Iran-contra lesson: build bridges between branches of government
| Philadelphia
HOW can the United States avoid future Iran-contra type crises? As Washington braces for what appear to be imminent criminal indictments in the affair, politicians and lawyers search for solutions.
To Norman J. Ornstein, a governmental scholar with the American Enterprise Institute, the root of the problem - and the highest hurdle to a solution - is ``an underlying, deepening distrust between the president and congress that goes back to the mid-1960s.''
Or perhaps it goes 180 years further back: ``The Constitution is an invitation to struggle between the Executive and Legislative branches,'' says Lt. Gen. Brent Scowcroft, President Ford's former national security adviser and a member of the Tower Board that investigated Iran-contra.
``Our system is not designed to work, but to protect our freedoms,'' he says.
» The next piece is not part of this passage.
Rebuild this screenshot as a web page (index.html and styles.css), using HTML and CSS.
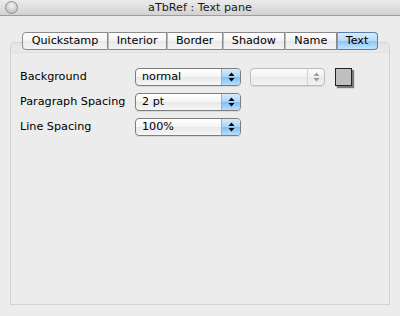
FILE: index.html
```html
<!DOCTYPE html>
<html>
<head>
<meta charset="utf-8">
<link rel="stylesheet" href="styles.css">
</head>
<body>
<div class="window">
  <div class="titlebar">
    <div class="controls"><span class="close"></span></div>
    <div class="title">aTbRef : Text pane</div>
    <div></div>
  </div>
  <div class="body">
    <div class="tabs">
      <span class="tab">Quickstamp</span>
      <span class="tab">Interior</span>
      <span class="tab">Border</span>
      <span class="tab">Shadow</span>
      <span class="tab">Name</span>
      <span class="tab selected">Text</span>
    </div>
    <div class="pane">
      <div class="band"></div>
      <div class="form">
        <div class="label">Background</div>
        <div class="controls-row">
          <div class="popup"><span class="value">normal</span><span class="arrows"><svg width="7" height="10" viewBox="0 0 7 10"><path d="M3.5 0.5 L6.5 4 L0.5 4 Z M0.5 6 L6.5 6 L3.5 9.5 Z" fill="#000"/></svg></span></div>
          <div class="popup disabled"><span class="value"></span><span class="arrows"><svg width="7" height="10" viewBox="0 0 7 10"><path d="M3.5 0.5 L6.5 4 L0.5 4 Z M0.5 6 L6.5 6 L3.5 9.5 Z" fill="#9a9a9a"/></svg></span></div>
          <div class="swatch"></div>
        </div>
        <div class="label">Paragraph Spacing</div>
        <div class="controls-row">
          <div class="popup"><span class="value">2 pt</span><span class="arrows"><svg width="7" height="10" viewBox="0 0 7 10"><path d="M3.5 0.5 L6.5 4 L0.5 4 Z M0.5 6 L6.5 6 L3.5 9.5 Z" fill="#000"/></svg></span></div>
        </div>
        <div class="label">Line Spacing</div>
        <div class="controls-row">
          <div class="popup"><span class="value">100%</span><span class="arrows"><svg width="7" height="10" viewBox="0 0 7 10"><path d="M3.5 0.5 L6.5 4 L0.5 4 Z M0.5 6 L6.5 6 L3.5 9.5 Z" fill="#000"/></svg></span></div>
        </div>
      </div>
    </div>
  </div>
</div>
</body>
</html>
```
FILE: styles.css
```css
html, body {
  margin: 0;
  padding: 0;
}
body {
  width: 400px;
  height: 316px;
  background: #ececec;
  font-family: "DejaVu Sans", "Liberation Sans", sans-serif;
  font-size: 11.2px;
  color: #000;
  overflow: hidden;
}
.window {
  width: 400px;
  height: 316px;
  background: #ececec;
}
.titlebar {
  height: 15px;
  display: grid;
  grid-template-columns: 1fr auto 1fr;
  align-items: center;
  background: linear-gradient(#ebebeb, #d2d2d2);
  border-bottom: 1px solid #9d9d9d;
}
.controls {
  display: flex;
  align-items: center;
  padding-left: 5px;
}
.close {
  display: block;
  width: 11px;
  height: 11px;
  border-radius: 50%;
  border: 1px solid #8f8f8f;
  background: radial-gradient(circle at 50% 35%, #f4f4f4 0%, #cfcfcf 55%, #b0b0b0 100%);
  margin-top: -1px;
}
.title {
  font-size: 11.2px;
  color: #1a1a1a;
  line-height: 15px;
}
.body {
  padding: 16px 10px 0 10px;
}
.tabs {
  display: flex;
  justify-content: center;
  position: relative;
  z-index: 1;
  margin-bottom: -8px;
}
.tab {
  height: 16px;
  line-height: 16px;
  padding: 0 8.2px;
  border: 1px solid #8a8a8a;
  border-left: 1px solid #bcbcbc;
  background: linear-gradient(#ffffff 0%, #f3f3f3 50%, #e8e8e8 51%, #f4f4f4 100%);
}
.tab:first-child {
  border-left: 1px solid #8a8a8a;
  border-radius: 4px 0 0 4px;
}
.tab:last-child {
  border-radius: 0 4px 4px 0;
}
.tab.selected {
  background: linear-gradient(#d8ecfd 0%, #b3d9fb 50%, #8dc5f7 51%, #c3e3fd 100%);
  border-color: #5a7fa8;
  border-left-color: #7a9cc2;
}
.pane {
  height: 261px;
  border: 1px solid #d3d3d3;
  border-radius: 4px 4px 0 0;
  background: #ececec;
}
.band {
  height: 9px;
  background: linear-gradient(#e4e4e4, #e9e9e9);
  border-bottom: 1px solid #e0e0e0;
  border-radius: 3px 3px 0 0;
}
.form {
  display: grid;
  grid-template-columns: 115px auto;
  row-gap: 7px;
  align-items: center;
  padding: 15px 0 0 9px;
}
.label {
  line-height: 18px;
}
.controls-row {
  display: flex;
  align-items: center;
}
.popup {
  width: 104px;
  height: 16px;
  display: flex;
  border: 1px solid #7e7e7e;
  border-radius: 4px;
  background: linear-gradient(#ffffff 0%, #f4f4f4 50%, #e8e8e8 51%, #f6f6f6 100%);
  overflow: hidden;
  box-shadow: 0 1px 0 rgba(0,0,0,0.08);
}
.popup .value {
  flex: 1;
  padding-left: 6px;
  line-height: 16px;
}
.popup .arrows {
  width: 18px;
  display: flex;
  align-items: center;
  justify-content: center;
  background: linear-gradient(#d6ebfd 0%, #a9d4fa 50%, #7fbdf5 51%, #b9defc 100%);
  border-left: 1px solid #8fb4d8;
}
.popup.disabled {
  width: 73px;
  margin-left: 9px;
  border-color: #bcbcbc;
  background: linear-gradient(#fbfbfb 0%, #f2f2f2 50%, #e9e9e9 51%, #f3f3f3 100%);
}
.popup.disabled .arrows {
  background: transparent;
  border-left: 1px solid #d4d4d4;
  width: 16px;
}
.swatch {
  width: 15px;
  height: 16px;
  margin-left: 10px;
  border: 1px solid #222;
  background: #c0c0c0;
  box-shadow: 2px 2px 1px #7a7a7a;
}
```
It's up to people in government to make the system work.
The recipe for the Iran-contra crisis included an administration that ``has tended to work with the Congress ... grudgingly, and only when the bulldozer has not worked,'' says General Scowcroft, and a congress that used ``a constitutional subterfuge'' - the Boland amendments - ``to deprive the President of his constitutional rights.'' The five amendments - passed between 1983 and 1985 - placed limits on the President's ability to fund the contra rebels.
Speaking for himself, not for the administration, presidential counsel Arthur B. Culvahouse Jr. agrees that mistakes were made. ``It is amazing how sensitive decisions were formulated, debated, revised, kicked back and forth ... without the participation of administration lawyers acting as such,'' he says. In accord with a Tower Board recommendation, in fact, ``The national security decisionmaking process is now `well-lawyered.''' Some would even say ``overly lawyered,'' he adds.
Even so, maintaining legal oversight is a constant struggle, given time pressures, the fear of leaks, and ``good old-fashioned `turf wars,''' says Mr. Culvahouse. ``One has to be almost as adept at enforcing the process as interpreting the law,'' he says. Messrs. Ornstein and Culvahouse, along with Scowcroft, ex-Sen. Edmund Muskie, and Sen. George Mitchell (D) of Maine, participated in a frank discussion of the Iran-contra affair at a meeting of the American Bar Association last month.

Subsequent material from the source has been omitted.